The scratching of Miss Cochrane’s pencil on the steno pad ceases. The two of us wait for more words from on high, but Dr. Frank has shrunk into silence. His eyes close, the loose skin of his face drops, his shoulders sag. I remember the suicide of the soldier, the son of an important man. A grave error indeed.
“But that’s it, sir,” I say. “One must see the amazing uniqueness of each individual. Even twins may appear alike, but they differ in their experiences and i
deas. We can’t make assumptions other than to believe in the fundamental honesty of others. Alan Macaulay insisted he was innocent, his mother and various townspeople testified as to his character. We know that a man was killed, but have we seen into the heart of the man accused of his murder? Do we comprehend his intent, have we considered accident?”
“Into the heart, you say? You want to go there?”
“Yes, sir, I do.”
“You believe you can uncover his secrets?”
“Allowing him to talk, even as a character, gives him the opportunity to express his ideas, and for us to revamp ours.”
“And relieves your emotions, doesn’t it, Sandy?”
An image of the young woman Alan Macaulay meets when he’s sunbathing naked appears to me, as clearly as if it had been painted on the window glass behind Miss Cochrane. I blink and she fades but not before I’ve grown hard.
“I won’t deny it, sir,” I say. “But is an emotional safety valve harmful, given the circumstances?”
“Circumstances?” A gaze like a stone shot from a sling.
“I’m not free to do what I want, sir. Not even what I need.”
We hold each other’s eyes. His have the glitter of coals on their way to becoming diamonds: heat and pressure over eons. Mine are, as they say, the windows to my soul.
“There’s value in relating a story, it gives some sequence to events, clarifies the problem. Wouldn’t you say so, sir?”
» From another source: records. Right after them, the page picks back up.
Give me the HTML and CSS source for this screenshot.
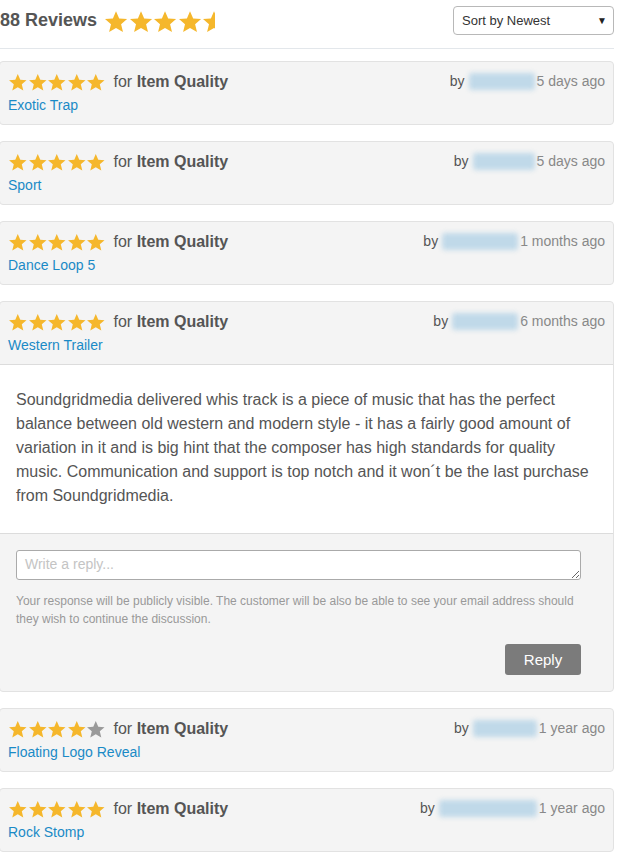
FILE: index.html
```html
<!DOCTYPE html>
<html>
<head>
<meta charset="utf-8">
<link rel="stylesheet" href="styles.css">
</head>
<body>
<svg width="0" height="0" class="defs">
  <defs>
    <symbol id="star" viewBox="0 0 24 24"><path d="M12 1.2l3.2 7.3 7.9.6-6 5.2 1.9 7.8L12 18l-6.9 4.1 1.9-7.8-6-5.2 7.9-.6z"/></symbol>
    <clipPath id="half"><rect x="0" y="0" width="13" height="24"/></clipPath>
  </defs>
</svg>
<div class="page">
  <div class="head">
    <div class="title">88 Reviews</div>
    <div class="stars big">
      <svg><use href="#star"/></svg><svg><use href="#star"/></svg><svg><use href="#star"/></svg><svg><use href="#star"/></svg><svg viewBox="0 0 24 24"><path clip-path="url(#half)" d="M12 1.2l3.2 7.3 7.9.6-6 5.2 1.9 7.8L12 18l-6.9 4.1 1.9-7.8-6-5.2 7.9-.6z"/></svg>
    </div>
    <div class="sort">Sort by Newest <span class="caret">▼</span></div>
  </div>

  <div class="card">
    <div class="row">
      <div class="left">
        <div class="line"><span class="stars"><svg><use href="#star"/></svg><svg><use href="#star"/></svg><svg><use href="#star"/></svg><svg><use href="#star"/></svg><svg><use href="#star"/></svg></span><span class="for">for <b>Item Quality</b></span></div>
        <a class="item">Exotic Trap</a>
      </div>
      <div class="meta">by <span class="blur w66"></span><span class="time">5 days ago</span></div>
    </div>
  </div>

  <div class="card">
    <div class="row">
      <div class="left">
        <div class="line"><span class="stars"><svg><use href="#star"/></svg><svg><use href="#star"/></svg><svg><use href="#star"/></svg><svg><use href="#star"/></svg><svg><use href="#star"/></svg></span><span class="for">for <b>Item Quality</b></span></div>
        <a class="item">Sport</a>
      </div>
      <div class="meta">by <span class="blur w62"></span><span class="time">5 days ago</span></div>
    </div>
  </div>

  <div class="card">
    <div class="row">
      <div class="left">
        <div class="line"><span class="stars"><svg><use href="#star"/></svg><svg><use href="#star"/></svg><svg><use href="#star"/></svg><svg><use href="#star"/></svg><svg><use href="#star"/></svg></span><span class="for">for <b>Item Quality</b></span></div>
        <a class="item">Dance Loop 5</a>
      </div>
      <div class="meta">by <span class="blur w76"></span><span class="time">1 months ago</span></div>
    </div>
  </div>

  <div class="card">
    <div class="row">
      <div class="left">
        <div class="line"><span class="stars"><svg><use href="#star"/></svg><svg><use href="#star"/></svg><svg><use href="#star"/></svg><svg><use href="#star"/></svg><svg><use href="#star"/></svg></span><span class="for">for <b>Item Quality</b></span></div>
        <a class="item">Western Trailer</a>
      </div>
      <div class="meta">by <span class="blur w66"></span><span class="time">6 months ago</span></div>
    </div>
    <div class="body">Soundgridmedia delivered whis track is a piece of music that has the perfect balance between old western and modern style - it has a fairly good amount of variation in it and is big hint that the composer has high standards for quality music. Communication and support is top notch and it won´t be the last purchase from Soundgridmedia.</div>
    <div class="reply">
      <textarea class="input" placeholder="Write a reply..."></textarea>
      <p class="note">Your response will be publicly visible. The customer will be also be able to see your email address should they wish to continue the discussion.</p>
      <div class="actions"><button class="btn">Reply</button></div>
    </div>
  </div>

  <div class="card">
    <div class="row">
      <div class="left">
        <div class="line"><span class="stars"><svg><use href="#star"/></svg><svg><use href="#star"/></svg><svg><use href="#star"/></svg><svg><use href="#star"/></svg><svg class="off"><use href="#star"/></svg></span><span class="for">for <b>Item Quality</b></span></div>
        <a class="item">Floating Logo Reveal</a>
      </div>
      <div class="meta">by <span class="blur w64"></span><span class="time">1 year ago</span></div>
    </div>
  </div>

  <div class="card">
    <div class="row">
      <div class="left">
        <div class="line"><span class="stars"><svg><use href="#star"/></svg><svg><use href="#star"/></svg><svg><use href="#star"/></svg><svg><use href="#star"/></svg><svg><use href="#star"/></svg></span><span class="for">for <b>Item Quality</b></span></div>
        <a class="item">Rock Stomp</a>
      </div>
      <div class="meta">by <span class="blur w98"></span><span class="time">1 year ago</span></div>
    </div>
  </div>
</div>
</body>
</html>
```

FILE: styles.css
```css
html, body {
  margin: 0;
  padding: 0;
  background: #fff;
}
body {
  font-family: "Liberation Sans", Arial, sans-serif;
  color: #555;
  overflow: hidden;
}
.defs {
  position: absolute;
  width: 0;
  height: 0;
}
.page {
  width: 615px;
  margin-left: -1px;
}
.head {
  display: flex;
  align-items: center;
  height: 49px;
  border-bottom: 1px solid #e3e7eb;
  margin-left: 1px;
  box-sizing: border-box;
}
.title {
  font-size: 18px;
  font-weight: bold;
  color: #555;
  margin-top: -8px;
}
.stars {
  display: inline-flex;
  fill: #f5b72c;
}
.stars svg {
  width: 19.5px;
  height: 19px;
  flex: none;
}
.stars svg.off {
  fill: #9a9a9a;
}
.stars.big {
  margin-left: 7px;
  margin-top: -5px;
  gap: 0.5px;
}
.stars.big svg {
  width: 24px;
  height: 24px;
}
.sort {
  margin-left: auto;
  margin-top: -8px;
  width: 161px;
  height: 29px;
  box-sizing: border-box;
  border: 1px solid #b8b8b8;
  border-radius: 4px;
  font-size: 13px;
  color: #333;
  display: flex;
  align-items: center;
  padding: 0 6px 0 8px;
}
.caret {
  margin-left: auto;
  font-size: 10px;
  color: #222;
}
.card {
  background: #f4f4f4;
  border: 1px solid #e2e2e2;
  border-radius: 4px;
  margin-top: 16px;
}
.head + .card {
  margin-top: 12px;
}
.row {
  display: flex;
  justify-content: space-between;
  padding: 9px 8px 9px 8px;
}
.line {
  display: flex;
  align-items: center;
  height: 22px;
  font-size: 16px;
  color: #555;
}
.for {
  margin-left: 8px;
}
.line b {
  color: #555;
}
.item {
  display: block;
  font-size: 14px;
  line-height: 20px;
  color: #1a8ac6;
  margin-top: 2px;
}
.meta {
  font-size: 14px;
  line-height: 20px;
  color: #555;
  display: flex;
  align-items: center;
  height: 20px;
  white-space: nowrap;
}
.blur {
  display: inline-block;
  height: 17px;
  margin: 0 2px 0 4px;
  background: #c0d9e9;
  border-radius: 3px;
  filter: blur(2.5px);
}
.w62 { width: 62px; }
.w64 { width: 64px; }
.w66 { width: 66px; }
.w76 { width: 76px; }
.w98 { width: 98px; }
.time {
  color: #888;
}
.body {
  background: #fff;
  border-top: 1px solid #dcdcdc;
  border-bottom: 1px solid #dcdcdc;
  padding: 23px 16px 25px 16px;
  font-size: 16px;
  line-height: 24px;
  color: #555;
}
.reply {
  padding: 16px 32px 16px 16px;
}
.input {
  display: block;
  width: 100%;
  height: 30px;
  box-sizing: border-box;
  border: 1px solid #aaa;
  border-radius: 3px;
  font-family: "Liberation Sans", Arial, sans-serif;
  font-size: 14px;
  padding: 5px 8px;
  resize: vertical;
  margin: 0;
}
.input::placeholder {
  color: #c4c4c4;
}
.note {
  margin: 12px 0 0;
  font-size: 12px;
  line-height: 18px;
  color: #999;
}
.actions {
  display: flex;
  justify-content: flex-end;
  margin-top: 16px;
}
.btn {
  width: 76px;
  height: 31px;
  background: #7b7b7b;
  color: #fff;
  border: 0;
  border-radius: 3px;
  font-family: "Liberation Sans", Arial, sans-serif;
  font-size: 15px;
}
```
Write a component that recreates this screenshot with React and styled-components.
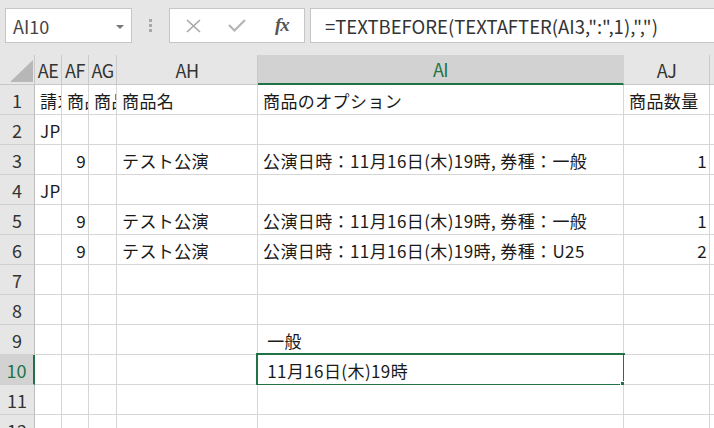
import React from 'react';
import styled, { createGlobalStyle } from 'styled-components';

const GlobalStyle = createGlobalStyle`
  html, body {
    margin: 0;
    padding: 0;
    background: #ffffff;
  }
  body {
    font-family: 'Noto Sans CJK JP', 'Noto Sans', sans-serif;
  }
`;

const GREEN = '#217346';
const GRID = '#d6d6d6';

const Window = styled.div`
  width: 714px;
  height: 428px;
  overflow: hidden;
  display: flex;
  flex-direction: column;
  background: #e6e6e6;
`;

// name box + formula bar
const Toolbar = styled.div`
  height: 55px;
  flex: none;
  display: flex;
  align-items: flex-start;
  padding: 8px 0 0 5px;
  box-sizing: border-box;
`;

const Field = styled.div`
  height: 35px;
  box-sizing: border-box;
  background: #ffffff;
  border: 1px solid #c6c6c6;
  display: flex;
  align-items: center;
  flex: none;
`;

const NameBox = styled(Field)`
  width: 127px;
  padding: 0 7px 0 7px;
  justify-content: space-between;
  font-size: 18px;
  color: #444;
`;

const DropArrow = styled.span`
  width: 0;
  height: 0;
  border-left: 4px solid transparent;
  border-right: 4px solid transparent;
  border-top: 4px solid #777;
  margin-top: 2px;
`;

const Grip = styled.div`
  width: 37px;
  height: 35px;
  flex: none;
  display: flex;
  flex-direction: column;
  align-items: center;
  justify-content: center;
  gap: 2px;

  span {
    width: 3px;
    height: 3px;
    background: #a8a8a8;
  }
`;

const ButtonBox = styled(Field)`
  width: 136px;
  padding-left: 1px;
`;

const ToolButton = styled.div`
  width: 45px;
  height: 100%;
  display: flex;
  align-items: center;
  justify-content: center;
  color: ${(p) => p.$color || '#a6a6a6'};
`;

const Fx = styled.span`
  font-family: 'Liberation Serif', 'DejaVu Serif', serif;
  font-style: italic;
  font-weight: bold;
  font-size: 19px;
  color: #555;
  letter-spacing: -1px;
  margin-top: -1px;
`;

const FormulaInput = styled(Field)`
  flex: 1;
  margin-left: 5px;
  padding-left: 14px;
  font-size: 18.5px;
  color: #333;
  white-space: pre;
  border-right: none;
`;

// worksheet grid
const Sheet = styled.div`
  flex: 1;
  display: grid;
  grid-template-columns: 35px 27px 27px 28px 141px 366px 86px 1fr;
  grid-auto-rows: 30px;
  overflow: hidden;
  font-size: 17px;
`;

const Corner = styled.div`
  position: relative;
  border-right: 1px solid #c8c8c8;
  border-bottom: 1px solid #c8c8c8;
  background: #e6e6e6;

  &::after {
    content: '';
    position: absolute;
    right: 1px;
    bottom: 2px;
    width: 0;
    height: 0;
    border-left: 23px solid transparent;
    border-bottom: 22px solid #b7b7b7;
  }
`;

const ColHead = styled.div`
  box-sizing: border-box;
  display: flex;
  align-items: center;
  justify-content: center;
  overflow: hidden;
  white-space: nowrap;
  font-size: 18px;
  background: ${(p) => (p.$active ? '#d2d2d2' : '#e6e6e6')};
  color: ${(p) => (p.$active ? GREEN : '#333')};
  border-right: 1px solid ${(p) => (p.$active ? '#d2d2d2' : '#cacaca')};
  border-bottom: ${(p) => (p.$active ? `2px solid ${GREEN}` : '1px solid #c8c8c8')};
  letter-spacing: -0.5px;
`;

const RowHead = styled.div`
  box-sizing: border-box;
  display: flex;
  align-items: center;
  justify-content: center;
  font-size: 18px;
  background: ${(p) => (p.$active ? '#d2d2d2' : '#e6e6e6')};
  color: ${(p) => (p.$active ? GREEN : '#333')};
  border-right: ${(p) => (p.$active ? `2px solid ${GREEN}` : '1px solid #bdbdbd')};
  border-bottom: 1px solid #d0d0d0;
`;

const Cell = styled.div`
  position: relative;
  box-sizing: border-box;
  display: flex;
  align-items: center;
  justify-content: ${(p) => (p.$right ? 'flex-end' : 'flex-start')};
  padding: 1px ${(p) => (p.$right ? '2px' : '5px')} 0 5px;
  border-right: 1px solid ${GRID};
  border-bottom: 1px solid ${GRID};
  background: #ffffff;
  color: #1a1a1a;
  white-space: pre;
  overflow: ${(p) => (p.$active ? 'visible' : 'hidden')};
  letter-spacing: 0.4px;
`;

const Selection = styled.div`
  position: absolute;
  top: -2px;
  left: -2px;
  right: -2px;
  bottom: -2px;
  border: 2px solid ${GREEN};
  pointer-events: none;

  &::after {
    content: '';
    position: absolute;
    right: -4px;
    bottom: -4px;
    width: 5px;
    height: 5px;
    background: ${GREEN};
    border: 1px solid #ffffff;
  }
`;

const COLUMNS = ['AE', 'AF', 'AG', 'AH', 'AI', 'AJ', 'AK'];
const ACTIVE_COL = 'AI';
const ACTIVE_ROW = 10;

const option = (kind) => `公演日時：11月16日(木)19時, 券種：${kind}`;

// narrow columns clip their header text at the cell edge
const rows = [
  { AE: '請求', AF: '商品', AG: '商品', AH: '商品名', AI: '商品のオプション', AJ: '商品数量' },
  { AE: 'JP' },
  { AF: 9, AH: 'テスト公演', AI: option('一般'), AJ: 1 },
  { AE: 'JP' },
  { AF: 9, AH: 'テスト公演', AI: option('一般'), AJ: 1 },
  { AF: 9, AH: 'テスト公演', AI: option('U25'), AJ: 2 },
  {},
  {},
  { AI: ' 一般' },
  { AI: ' 11月16日(木)19時' },
  {},
  {},
];

const CrossIcon = () => (
  <svg width="15" height="14" viewBox="0 0 15 14">
    <path d="M1 1 L14 13 M14 1 L1 13" stroke="currentColor" strokeWidth="1.6" fill="none" />
  </svg>
);

const CheckIcon = () => (
  <svg width="18" height="13" viewBox="0 0 18 13">
    <path d="M1 6 L6.5 11.5 L17 1" stroke="currentColor" strokeWidth="2.2" fill="none" />
  </svg>
);

const App = () => (
  <>
    <GlobalStyle />
    <Window>
      <Toolbar>
        <NameBox>
          AI10
          <DropArrow />
        </NameBox>
        <Grip>
          <span />
          <span />
          <span />
        </Grip>
        <ButtonBox>
          <ToolButton>
            <CrossIcon />
          </ToolButton>
          <ToolButton $color="#b5b5b5">
            <CheckIcon />
          </ToolButton>
          <ToolButton>
            <Fx>fx</Fx>
          </ToolButton>
        </ButtonBox>
        <FormulaInput>{'=TEXTBEFORE(TEXTAFTER(AI3,":",1),",")'}</FormulaInput>
      </Toolbar>

      <Sheet>
        <Corner />
        {COLUMNS.map((c) => (
          <ColHead key={c} $active={c === ACTIVE_COL}>
            {c === 'AK' ? '' : c}
          </ColHead>
        ))}
        {rows.map((row, i) => {
          const n = i + 1;
          return (
            <React.Fragment key={n}>
              <RowHead $active={n === ACTIVE_ROW}>{n}</RowHead>
              {COLUMNS.map((c) => {
                const v = row[c];
                const active = n === ACTIVE_ROW && c === ACTIVE_COL;
                return (
                  <Cell key={c} $right={typeof v === 'number'} $active={active}>
                    {v}
                    {active && <Selection />}
                  </Cell>
                );
              })}
            </React.Fragment>
          );
        })}
      </Sheet>
    </Window>
  </>
);

export default App;
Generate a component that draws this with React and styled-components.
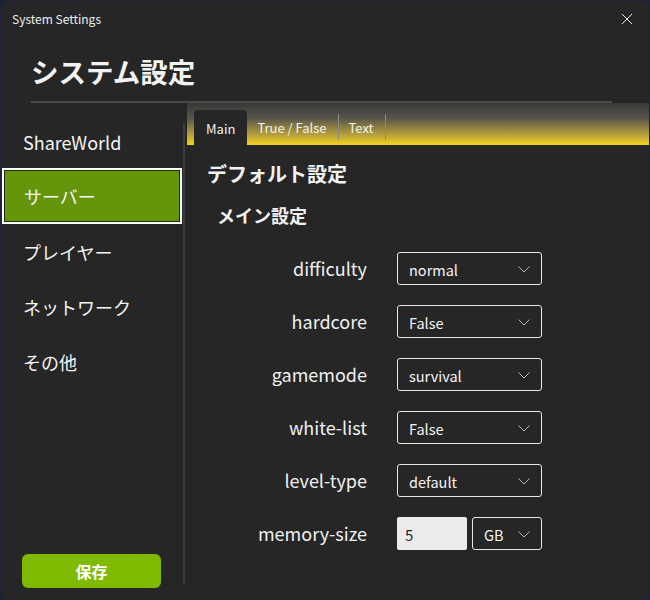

He drops his gaze and moves on to words. My own words, written down. Repeated by Dr. Frank. He tells me that even today words retain much of their magical power. By words one of us can give to another the greatest happiness or bring about utter despair. By words the teacher imparts his knowledge to the student. Words call forth emotions and are universally the means by which we influence our fellow creatures.
I do not say what I know, that words are not the basis of my problem.
“We’ll take one or two of these words of yours, Sandy, shall we?” he says. “Let’s see what we can find.